GOAL = Quote all of the data that follows exactly as written, skipping the images.

DATASET SECTION =
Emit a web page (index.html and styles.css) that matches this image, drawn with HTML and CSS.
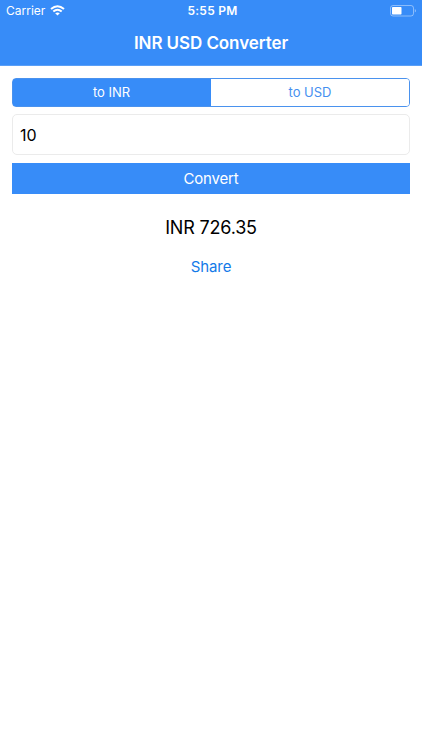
FILE: index.html
```html
<!DOCTYPE html>
<html lang="en">
<head>
<meta charset="utf-8">
<title>INR USD Converter</title>
<link rel="stylesheet" href="styles.css">
</head>
<body>
<header class="top">
  <div class="status">
    <div class="carrier"><span>Carrier</span>
      <svg class="wifi" width="15" height="11" viewBox="0 0 15 11" fill="none" stroke="#fff" stroke-width="2"><path d="M1 4.1Q7.5-1.7 14 4.1M3.300 6.600Q7.500 3 11.700 6.600"/><path d="M5.200 8.300Q7.500 6.500 9.800 8.300L7.500 10.600Z" fill="#fff" stroke="none"/></svg>
    </div>
    <div class="time">5:55 PM</div>
    <svg class="battery" width="26" height="12" viewBox="0 0 26 12"><rect x=".5" y=".5" width="23" height="10.500" rx="2.500" fill="none" stroke="#fff" stroke-opacity=".42"/><rect x="2" y="2" width="9.500" height="7.500" rx=".7" fill="#fff"/><path d="M24.800 3.900q1.200.5 1.200 1.800t-1.200 1.800Z" fill="#fff" fill-opacity=".45"/></svg>
  </div>
  <h1><span>INR USD Converter</span></h1>
</header>
<main>
  <div class="segments"><button class="active"><span>to INR</span></button><button><span>to USD</span></button></div>
  <div class="amount"><span>10</span></div>
  <button class="convert"><span>Convert</span></button>
  <p class="result"><span>INR 726.35</span></p>
  <a class="share"><span>Share</span></a>
</main>
</body>
</html>
```
FILE: styles.css
```css
* { box-sizing: border-box; }
body { margin: 0; min-height: 750px; background: #fff; color: #000; font-family: Inter, "Liberation Sans", sans-serif; }
button { margin: 0; padding: 0; border: 0; font: inherit; color: inherit; }
.top { height: 66px; background: #378cf8; border-bottom: 1px solid #5a9ff7; color: #fff; }
.status { height: 21px; padding: 0 6px; display: grid; grid-template-columns: 1fr auto 1fr; align-items: center; font-size: 12px; }
.carrier { display: flex; align-items: center; gap: 5px; }
.time { font-weight: 600; letter-spacing: .25px; padding-left: 3px; }
.battery { justify-self: end; }
h1 { margin: 0; height: 43px; display: flex; align-items: center; justify-content: center; font-size: 17px; font-weight: 600; letter-spacing: -.08px; }
main { padding: 12px 12px 0; display: flex; flex-direction: column; }
.segments { height: 29px; display: flex; border: 1px solid #4a92ee; border-radius: 4px; overflow: hidden; background: linear-gradient(90deg, #378cf8 50%, #fff 50%); font-size: 13px; }
.segments button { width: 50%; padding-bottom: 1px; background: #fff; color: #4690f0; }
.segments .active { padding-right: 1px; background: #378cf8; color: #fff; }
.amount { height: 41px; margin-top: 7px; padding: 0 7px; display: flex; align-items: center; border: 1px solid #ebebeb; border-radius: 5px; font-size: 16px; }
.convert { height: 31px; margin-top: 8px; background: #378cf8; color: #fff; font-size: 15px; letter-spacing: -.15px; }
.result { margin: 22px 0 0; text-align: center; font-size: 18px; line-height: 24px; letter-spacing: -.18px; }
.share { margin-top: 17px; text-align: center; color: #147ae8; font-size: 15px; line-height: 20px; letter-spacing: -.1px; }
```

EXERCISE RESULT =
Emit a web page (index.html and styles.css) that matches this image, drawn with HTML and CSS.
FILE: index.html
```html
<!DOCTYPE html>
<html lang="en">
<head>
<meta charset="utf-8">
<title>INR USD Converter</title>
<link rel="stylesheet" href="styles.css">
</head>
<body>
<header class="top">
  <div class="status">
    <div class="carrier"><span>Carrier</span>
      <svg class="wifi" width="15" height="11" viewBox="0 0 15 11" fill="none" stroke="#fff" stroke-width="2"><path d="M1 4.1Q7.5-1.7 14 4.1M3.300 6.600Q7.500 3 11.700 6.600"/><path d="M5.200 8.300Q7.500 6.500 9.800 8.300L7.500 10.600Z" fill="#fff" stroke="none"/></svg>
    </div>
    <div class="time">5:55 PM</div>
    <svg class="battery" width="26" height="12" viewBox="0 0 26 12"><rect x=".5" y=".5" width="23" height="10.500" rx="2.500" fill="none" stroke="#fff" stroke-opacity=".42"/><rect x="2" y="2" width="9.500" height="7.500" rx=".7" fill="#fff"/><path d="M24.800 3.900q1.200.5 1.200 1.800t-1.200 1.800Z" fill="#fff" fill-opacity=".45"/></svg>
  </div>
  <h1><span>INR USD Converter</span></h1>
</header>
<main>
  <div class="segments"><button class="active"><span>to INR</span></button><button><span>to USD</span></button></div>
  <div class="amount"><span>10</span></div>
  <button class="convert"><span>Convert</span></button>
  <p class="result"><span>INR 726.35</span></p>
  <a class="share"><span>Share</span></a>
</main>
</body>
</html>
```
FILE: styles.css
```css
* { box-sizing: border-box; }
body { margin: 0; min-height: 750px; background: #fff; color: #000; font-family: Inter, "Liberation Sans", sans-serif; }
button { margin: 0; padding: 0; border: 0; font: inherit; color: inherit; }
.top { height: 66px; background: #378cf8; border-bottom: 1px solid #5a9ff7; color: #fff; }
.status { height: 21px; padding: 0 6px; display: grid; grid-template-columns: 1fr auto 1fr; align-items: center; font-size: 12px; }
.carrier { display: flex; align-items: center; gap: 5px; }
.time { font-weight: 600; letter-spacing: .25px; padding-left: 3px; }
.battery { justify-self: end; }
h1 { margin: 0; height: 43px; display: flex; align-items: center; justify-content: center; font-size: 17px; font-weight: 600; letter-spacing: -.08px; }
main { padding: 12px 12px 0; display: flex; flex-direction: column; }
.segments { height: 29px; display: flex; border: 1px solid #4a92ee; border-radius: 4px; overflow: hidden; background: linear-gradient(90deg, #378cf8 50%, #fff 50%); font-size: 13px; }
.segments button { width: 50%; padding-bottom: 1px; background: #fff; color: #4690f0; }
.segments .active { padding-right: 1px; background: #378cf8; color: #fff; }
.amount { height: 41px; margin-top: 7px; padding: 0 7px; display: flex; align-items: center; border: 1px solid #ebebeb; border-radius: 5px; font-size: 16px; }
.convert { height: 31px; margin-top: 8px; background: #378cf8; color: #fff; font-size: 15px; letter-spacing: -.15px; }
.result { margin: 22px 0 0; text-align: center; font-size: 18px; line-height: 24px; letter-spacing: -.18px; }
.share { margin-top: 17px; text-align: center; color: #147ae8; font-size: 15px; line-height: 20px; letter-spacing: -.1px; }
```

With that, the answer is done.